> _PROBLEM REQUIREMENTS_
Everything from the first line of the data below through the line that contains "['Services', 'Customers', 'Delivery', 'Marketing']" should be written out exactly, please, and nothing more; the pictures stay out.

[BEGIN]

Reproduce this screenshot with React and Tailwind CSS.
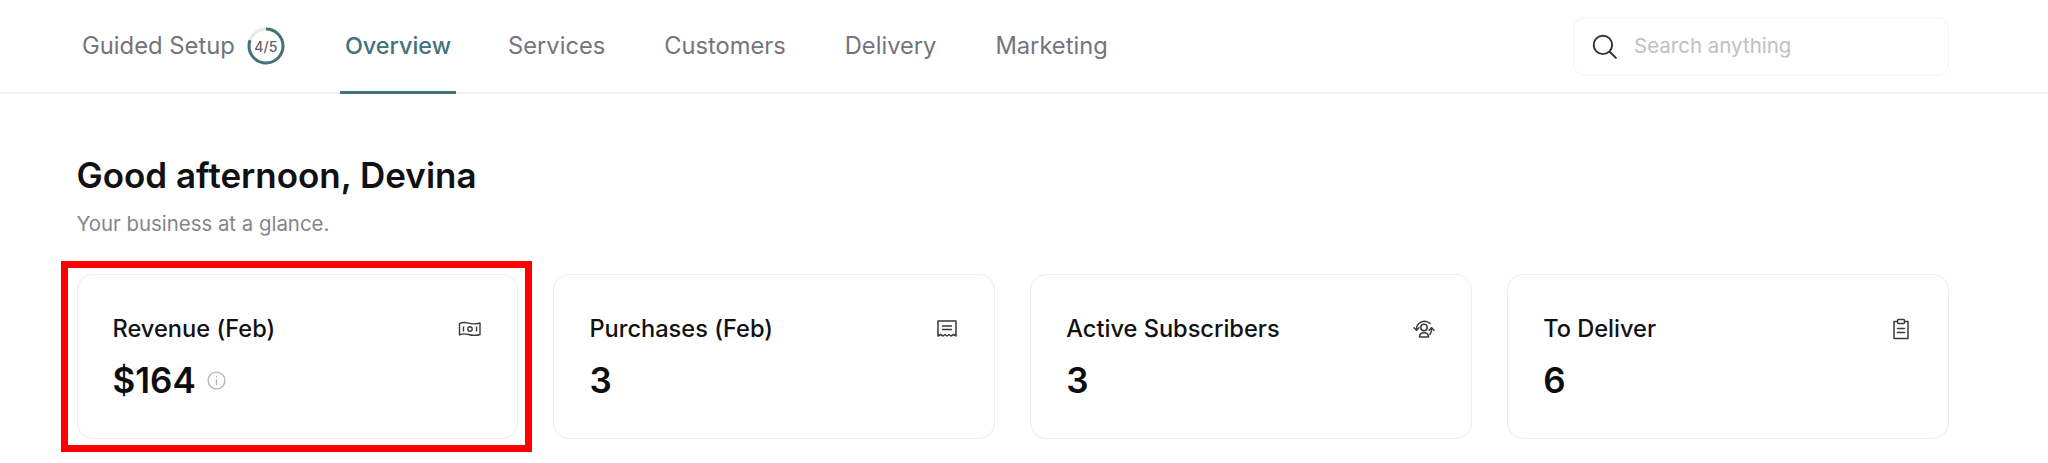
const navItems = ['Services', 'Customers', 'Delivery', 'Marketing']

function ProgressRing() {
  return (
    <div className="relative ml-[12px] flex h-[38px] w-[38px] items-center justify-center">
      <svg viewBox="0 0 38 38" className="absolute inset-0 h-full w-full -rotate-90">
        <circle cx="19" cy="19" r="17" fill="none" stroke="#e9eaec" strokeWidth="3" />
        <circle cx="19" cy="19" r="17" fill="none" stroke="#44727a" strokeWidth="3" strokeDasharray="85.5 106.8" />
      </svg>
      <span className="text-[14px] font-medium text-[#5f6068]">4/5</span>
    </div>
  )
}

function MoneyIcon() {
  return (
    <svg viewBox="0 0 24 18" className="h-[18px] w-[24px]" fill="none" stroke="#3a3a3f" strokeWidth="1.4" strokeLinejoin="round">
      <path d="M1.5 3.5c3-1.6 6-1.2 9-.4s7 1.3 11.5-.1v11.5c-4 1.3-8 .9-11.5 0s-6-1.2-9 .4z" />
      <circle cx="12" cy="9" r="2.2" />
      <path d="M5.5 6.5v5M18.5 6.5v5" />
    </svg>
  )
}

function ReceiptIcon() {
  return (
    <svg viewBox="0 0 24 24" className="h-[24px] w-[24px]" fill="none" stroke="#3a3a3f" strokeWidth="1.5" strokeLinejoin="round" strokeLinecap="round">
      <path d="M3 4h18v15l-2.5-1.5L16 19l-2-1.5L12 19l-2-1.5L8 19l-2.5-1.5L3 19z" />
      <path d="M7.5 9h9M7.5 12.5h9" />
    </svg>
  )
}

function SubscriberIcon() {
  return (
    <svg viewBox="0 0 24 24" className="h-[24px] w-[24px]" fill="none" stroke="#3a3a3f" strokeWidth="1.5" strokeLinejoin="round" strokeLinecap="round">
      <circle cx="12" cy="10.5" r="3.2" />
      <path d="M7.500 20c0-2.800 2-4.200 4.500-4.200s4.500 1.400 4.500 4.200z" />
      <path d="M4.500 13A8 8 0 0 1 18 6.500" />
      <path d="M19.500 11A8 8 0 0 1 18 17.500" />
      <path d="M2 10.800l2.500 2.500L7 10.800M17 13.200l2.500-2.500 2.500 2.500" />
    </svg>
  )
}

function ClipboardIcon() {
  return (
    <svg viewBox="0 0 24 24" className="h-[24px] w-[24px]" fill="none" stroke="#3a3a3f" strokeWidth="1.5" strokeLinejoin="round" strokeLinecap="round">
      <path d="M8.500 4.500H5v17h14v-17h-3.500" />
      <rect x="8.500" y="2.500" width="7" height="4" rx="1" />
      <path d="M8.500 11.500h7M8.500 15.500h7" />
    </svg>
  )
}

function InfoIcon() {
  return (
    <svg viewBox="0 0 18 18" className="mt-[1px] h-[19px] w-[19px]" fill="none" stroke="#aeb3c2" strokeWidth="1.2" strokeLinecap="round">
      <circle cx="9" cy="9" r="8" />
      <path d="M9 8.500v4.500M9 5.200v.3" />
    </svg>
  )
}

function StatCard({ title, value, icon, info }) {
  return (
    <div className="h-[165px] rounded-[16px] border border-[#eeeeef] bg-white pl-[35px] pr-[35px] pt-[40px]">
      <div className="flex h-[28px] items-center justify-between">
        <span className="text-[23.600px] font-medium text-[#111114]">{title}</span>
        <span className="flex w-[24px] items-center justify-center">{icon}</span>
      </div>
      <div className="mt-[15px] flex items-center gap-[11px]">
        <span className="text-[35px] font-semibold leading-[44px] text-[#0d0d10]">{value}</span>
        {info && <InfoIcon />}
      </div>
    </div>
  )
}

export default function App() {
  return (
    <div className="relative h-[463px] overflow-hidden bg-white font-['Inter',sans-serif]">
      <header className="flex h-[94px] items-center justify-between border-b-2 border-[#f2f2f3] pl-[82px] pr-[99px]">
        <nav className="flex h-full items-center">
          <span className="text-[23.800px] text-[#74747d]">Guided Setup</span>
          <ProgressRing />
          <div className="relative ml-[55px] flex h-full items-center px-[5px]">
            <span className="text-[23.400px] font-medium text-[#44727a]">Overview</span>
            <div className="absolute bottom-[-2px] left-0 right-0 h-[3px] bg-[#44727a]" />
          </div>
          <div className="ml-[52px] flex items-center gap-[59px]">
            {navItems.map((item) => (
              <span key={item} className="text-[23.700px] text-[#74747d]">{item}</span>
            ))}
          </div>
        </nav>
        <div className="flex h-[59px] w-[376px] items-center rounded-[12px] border border-[#f3f3f4] pl-[17px]">
          <svg viewBox="0 0 24 24" className="h-[26px] w-[26px]" fill="none" stroke="#333337" strokeWidth="1.8" strokeLinecap="round">
            <circle cx="11" cy="11" r="8.500" />
            <path d="M17.500 17.500L23 23" />
          </svg>
          <span className="ml-[17px] text-[20.500px] text-[#c0c0c6]">Search anything</span>
        </div>
      </header>

      <main className="px-[76.500px] pt-[61px]">
        <h1 className="text-[35px] font-semibold leading-[40px] text-[#111114]">Good afternoon, Devina</h1>
        <p className="mt-[15px] text-[20.400px] leading-[28px] text-[#85858d]">Your business at a glance.</p>
        <div className="mt-[36px] grid w-[1872.500px] grid-cols-4 gap-[35px]">
          <StatCard title="Revenue (Feb)" value="$164" icon={<MoneyIcon />} info />
          <StatCard title="Purchases (Feb)" value="3" icon={<ReceiptIcon />} />
          <StatCard title="Active Subscribers" value="3" icon={<SubscriberIcon />} />
          <StatCard title="To Deliver" value="6" icon={<ClipboardIcon />} />
        </div>
      </main>

      <div className="absolute left-[61px] top-[261px] h-[191px] w-[471px] border-[7px] border-[#ff0000]" />
    </div>
  )
}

[END]

> _RIGHT ANSWER_
Reproduce this screenshot with React and Tailwind CSS.
const navItems = ['Services', 'Customers', 'Delivery', 'Marketing']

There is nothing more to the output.